Check if this is correct or not. If any of the lines is incorrect,
fix it and re-run the script `grub-install'.

(fd0) /dev/fd0
(hd0) /dev/sdb
(hd1) /dev/sdc

[... which automatically edited device.map for me.]

# cat /boot/grub/device.map

(fd0) /dev/fd0
(hd0) /dev/sdb
(hd1) /dev/sdc

# /sbin/grub
Probing devices to guess BIOS drives. This may take a long time.
GNU GRUB version 0.97 (640K lower / 3072K upper memory)

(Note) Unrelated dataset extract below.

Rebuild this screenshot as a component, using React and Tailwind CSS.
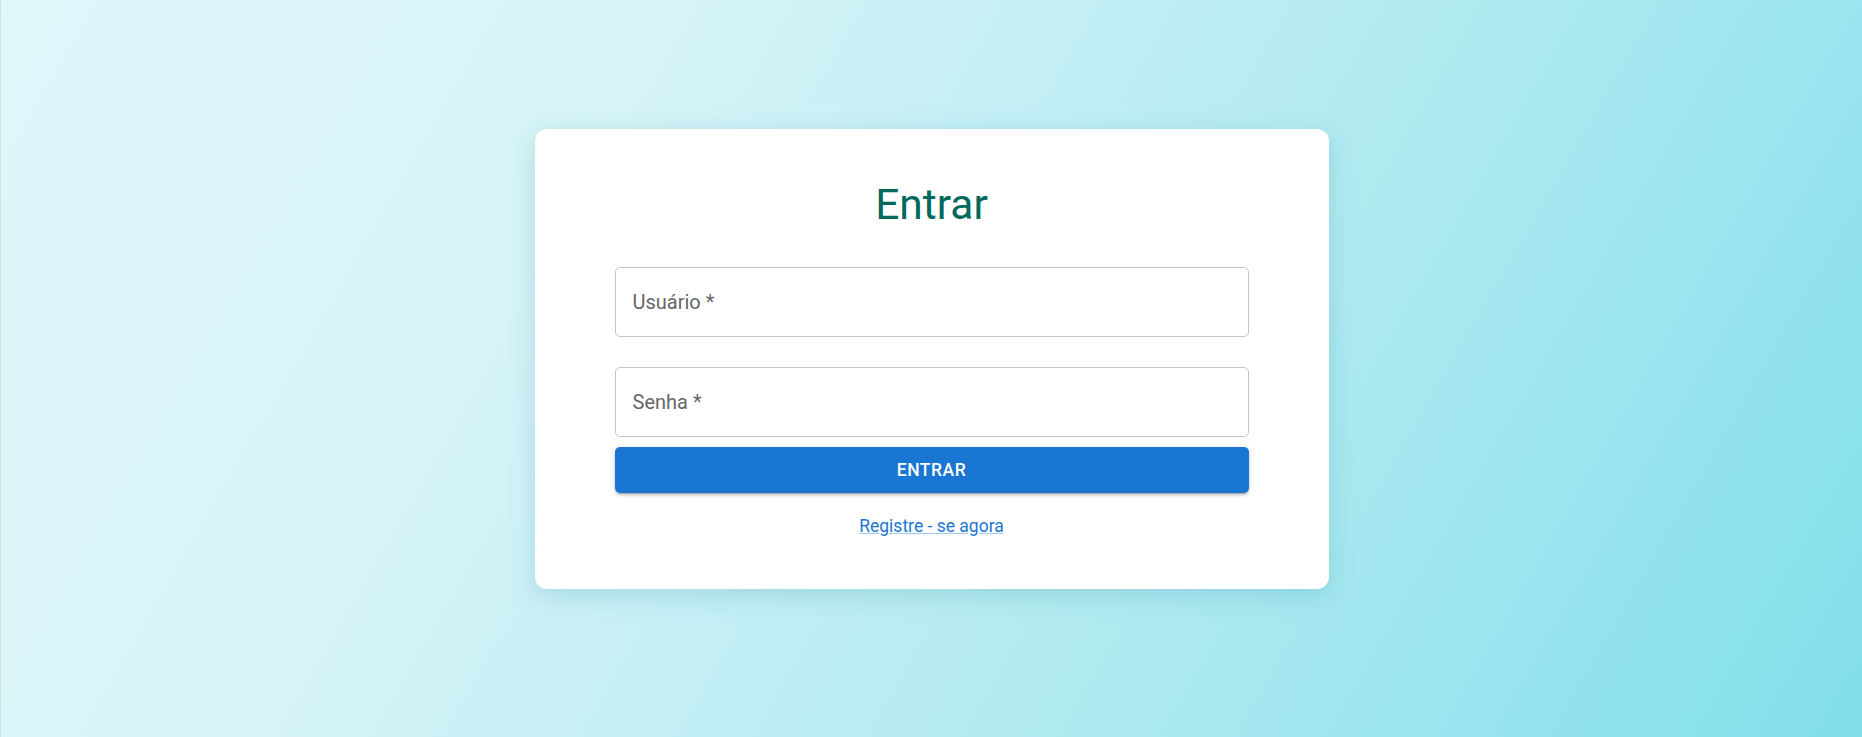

[Find the grub setup files.]
[Some instructions say to find /boot/grub/grub.conf but the examples I saw on the internet for Raid 1 said to use /boot/grub/stage1 and did not mention grub.conf .]

grub> find /boot/grub/stage1
find /boot/grub/stage1
(hd0,0)
(hd1,0)

[Install grub on the MBR:]

grub> device (hd1) /dev/sdc
device (hd1) /dev/sdc

grub> root (hd1,0)
root (hd1,0)
Filesystem type is ext2fs, partition type 0xfd

[(Oh my goodness, this server is still on ext2fs ?? ... but moving to ext3 or ext4 is another task for another time.)]

grub> setup (hd1)
setup (hd1)
Checking if "/boot/grub/stage1" exists... yes
Checking if "/boot/grub/stage2" exists... yes
Checking if "/boot/grub/e2fs_stage1_5" exists... yes
Running "embed /boot/grub/e2fs_stage1_5 (hd1)"... 15 sectors are embedded.
succeeded
Running "install /boot/grub/stage1 (hd1) (hd1)1+15 p (hd1,0)/boot/grub/stage2 /boot/grub/grub.conf"... succeeded
Done.

grub> quit

# /sbin/grub-install /dev/sdc
Installation finished. No error reported.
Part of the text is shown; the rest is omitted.